● GOAL
The lines to be extracted run from the start of the listing through the line containing "GRAY, DARK, ''];"; copy them exactly and nothing else.

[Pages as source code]
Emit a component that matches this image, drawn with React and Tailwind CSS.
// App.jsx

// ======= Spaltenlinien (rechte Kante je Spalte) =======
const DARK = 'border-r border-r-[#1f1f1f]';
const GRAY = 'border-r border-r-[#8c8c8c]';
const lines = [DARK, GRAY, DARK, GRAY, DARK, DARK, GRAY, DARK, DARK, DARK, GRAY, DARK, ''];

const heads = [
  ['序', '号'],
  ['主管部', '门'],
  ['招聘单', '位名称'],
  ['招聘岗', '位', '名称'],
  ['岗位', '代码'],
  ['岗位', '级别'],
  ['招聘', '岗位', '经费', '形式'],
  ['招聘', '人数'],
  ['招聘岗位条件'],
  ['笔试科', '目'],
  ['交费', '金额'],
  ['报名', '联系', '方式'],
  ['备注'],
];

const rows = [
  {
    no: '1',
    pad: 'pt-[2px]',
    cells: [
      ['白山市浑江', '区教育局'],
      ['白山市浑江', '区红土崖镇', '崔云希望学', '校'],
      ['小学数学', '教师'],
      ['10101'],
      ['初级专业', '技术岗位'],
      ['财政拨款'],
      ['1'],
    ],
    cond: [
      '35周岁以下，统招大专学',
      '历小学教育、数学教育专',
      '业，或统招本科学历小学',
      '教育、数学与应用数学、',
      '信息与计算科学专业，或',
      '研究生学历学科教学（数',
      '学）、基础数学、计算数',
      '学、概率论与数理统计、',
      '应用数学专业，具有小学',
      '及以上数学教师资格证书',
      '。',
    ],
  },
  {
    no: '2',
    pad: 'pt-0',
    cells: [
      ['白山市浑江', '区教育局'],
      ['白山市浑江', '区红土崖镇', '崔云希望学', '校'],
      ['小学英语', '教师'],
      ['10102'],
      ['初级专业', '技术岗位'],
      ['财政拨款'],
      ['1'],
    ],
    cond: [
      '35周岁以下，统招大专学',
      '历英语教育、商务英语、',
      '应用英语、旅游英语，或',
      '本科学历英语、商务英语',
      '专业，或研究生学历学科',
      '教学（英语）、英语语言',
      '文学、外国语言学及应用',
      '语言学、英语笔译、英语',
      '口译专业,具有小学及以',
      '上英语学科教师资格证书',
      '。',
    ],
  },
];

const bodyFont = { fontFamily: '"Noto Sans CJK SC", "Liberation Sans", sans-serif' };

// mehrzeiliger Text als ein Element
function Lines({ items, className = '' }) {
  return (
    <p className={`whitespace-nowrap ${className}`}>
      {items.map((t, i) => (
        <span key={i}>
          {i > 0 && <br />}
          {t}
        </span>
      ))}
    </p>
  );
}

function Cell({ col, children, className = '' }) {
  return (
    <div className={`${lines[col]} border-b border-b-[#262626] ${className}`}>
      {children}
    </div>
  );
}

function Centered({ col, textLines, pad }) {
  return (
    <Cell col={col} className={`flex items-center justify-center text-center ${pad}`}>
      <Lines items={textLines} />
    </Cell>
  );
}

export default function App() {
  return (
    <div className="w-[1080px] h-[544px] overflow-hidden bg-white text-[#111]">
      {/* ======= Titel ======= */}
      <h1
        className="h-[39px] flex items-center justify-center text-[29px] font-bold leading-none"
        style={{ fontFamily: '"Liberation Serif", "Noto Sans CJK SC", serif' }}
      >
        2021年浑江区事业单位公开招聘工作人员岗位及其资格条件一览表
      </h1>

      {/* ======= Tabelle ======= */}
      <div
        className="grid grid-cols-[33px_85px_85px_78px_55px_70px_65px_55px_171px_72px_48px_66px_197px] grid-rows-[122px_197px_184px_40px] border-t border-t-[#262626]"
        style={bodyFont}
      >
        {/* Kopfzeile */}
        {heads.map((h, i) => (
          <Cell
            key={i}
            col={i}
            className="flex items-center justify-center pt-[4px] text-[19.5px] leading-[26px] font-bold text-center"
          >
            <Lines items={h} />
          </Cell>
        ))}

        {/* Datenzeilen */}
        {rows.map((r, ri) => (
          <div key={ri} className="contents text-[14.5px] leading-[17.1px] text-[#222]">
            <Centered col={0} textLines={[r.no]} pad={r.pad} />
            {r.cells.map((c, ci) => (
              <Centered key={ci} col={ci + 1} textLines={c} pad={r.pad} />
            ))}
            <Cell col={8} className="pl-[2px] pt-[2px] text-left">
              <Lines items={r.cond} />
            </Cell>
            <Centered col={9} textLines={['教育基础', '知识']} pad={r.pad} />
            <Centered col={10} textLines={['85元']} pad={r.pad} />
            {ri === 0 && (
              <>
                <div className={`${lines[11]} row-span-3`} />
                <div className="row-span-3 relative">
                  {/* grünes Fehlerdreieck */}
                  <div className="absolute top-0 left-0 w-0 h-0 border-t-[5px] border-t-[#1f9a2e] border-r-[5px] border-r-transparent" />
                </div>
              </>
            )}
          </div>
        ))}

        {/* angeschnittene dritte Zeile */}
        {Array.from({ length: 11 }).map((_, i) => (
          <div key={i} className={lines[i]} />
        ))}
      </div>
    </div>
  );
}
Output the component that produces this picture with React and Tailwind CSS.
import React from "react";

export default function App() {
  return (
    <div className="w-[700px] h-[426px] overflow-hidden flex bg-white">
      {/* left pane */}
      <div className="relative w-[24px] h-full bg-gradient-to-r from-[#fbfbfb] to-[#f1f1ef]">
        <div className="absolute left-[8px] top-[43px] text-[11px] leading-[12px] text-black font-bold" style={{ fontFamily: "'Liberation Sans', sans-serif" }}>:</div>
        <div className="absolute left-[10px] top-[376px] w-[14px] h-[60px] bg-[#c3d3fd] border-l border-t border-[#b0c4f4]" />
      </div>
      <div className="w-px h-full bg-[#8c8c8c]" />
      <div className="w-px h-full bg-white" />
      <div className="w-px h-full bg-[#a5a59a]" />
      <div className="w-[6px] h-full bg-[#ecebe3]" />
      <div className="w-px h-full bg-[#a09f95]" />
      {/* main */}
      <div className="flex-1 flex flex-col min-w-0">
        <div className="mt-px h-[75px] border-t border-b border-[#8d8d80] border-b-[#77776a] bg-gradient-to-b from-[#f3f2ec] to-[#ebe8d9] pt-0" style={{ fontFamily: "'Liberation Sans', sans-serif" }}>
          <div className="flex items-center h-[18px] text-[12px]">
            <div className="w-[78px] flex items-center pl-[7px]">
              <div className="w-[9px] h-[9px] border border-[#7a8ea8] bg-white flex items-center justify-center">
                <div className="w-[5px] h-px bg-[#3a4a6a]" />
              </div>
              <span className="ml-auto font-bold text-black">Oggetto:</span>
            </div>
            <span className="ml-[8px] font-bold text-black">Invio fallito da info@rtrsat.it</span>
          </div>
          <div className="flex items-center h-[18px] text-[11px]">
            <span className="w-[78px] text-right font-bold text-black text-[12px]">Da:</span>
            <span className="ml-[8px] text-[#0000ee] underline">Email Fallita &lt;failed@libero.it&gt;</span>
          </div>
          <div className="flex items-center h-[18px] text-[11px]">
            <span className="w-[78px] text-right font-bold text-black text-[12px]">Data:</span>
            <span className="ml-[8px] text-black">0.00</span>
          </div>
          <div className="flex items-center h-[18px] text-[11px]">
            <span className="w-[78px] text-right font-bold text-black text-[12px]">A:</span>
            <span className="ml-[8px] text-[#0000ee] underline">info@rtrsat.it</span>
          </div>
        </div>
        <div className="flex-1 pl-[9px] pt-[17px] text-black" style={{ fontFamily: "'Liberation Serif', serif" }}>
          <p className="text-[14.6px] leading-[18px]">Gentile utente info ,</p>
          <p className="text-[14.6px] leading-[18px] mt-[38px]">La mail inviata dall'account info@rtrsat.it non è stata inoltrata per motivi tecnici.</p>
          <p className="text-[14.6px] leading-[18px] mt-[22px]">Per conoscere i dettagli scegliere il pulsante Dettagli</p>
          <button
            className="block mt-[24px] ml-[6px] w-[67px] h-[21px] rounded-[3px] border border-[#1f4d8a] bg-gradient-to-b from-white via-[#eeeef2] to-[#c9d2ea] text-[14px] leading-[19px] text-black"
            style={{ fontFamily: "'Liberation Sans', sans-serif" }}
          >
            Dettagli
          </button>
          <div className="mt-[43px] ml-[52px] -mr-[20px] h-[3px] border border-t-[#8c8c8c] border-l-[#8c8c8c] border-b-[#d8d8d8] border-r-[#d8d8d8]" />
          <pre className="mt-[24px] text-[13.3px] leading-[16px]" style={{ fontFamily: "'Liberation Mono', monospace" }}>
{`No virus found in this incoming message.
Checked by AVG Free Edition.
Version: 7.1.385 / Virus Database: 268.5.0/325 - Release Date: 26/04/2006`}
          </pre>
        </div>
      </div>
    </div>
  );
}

● TASK RESPONSE
Emit a component that matches this image, drawn with React and Tailwind CSS.
// App.jsx

// ======= Spaltenlinien (rechte Kante je Spalte) =======
const DARK = 'border-r border-r-[#1f1f1f]';
const GRAY = 'border-r border-r-[#8c8c8c]';
const lines = [DARK, GRAY, DARK, GRAY, DARK, DARK, GRAY, DARK, DARK, DARK, GRAY, DARK, ''];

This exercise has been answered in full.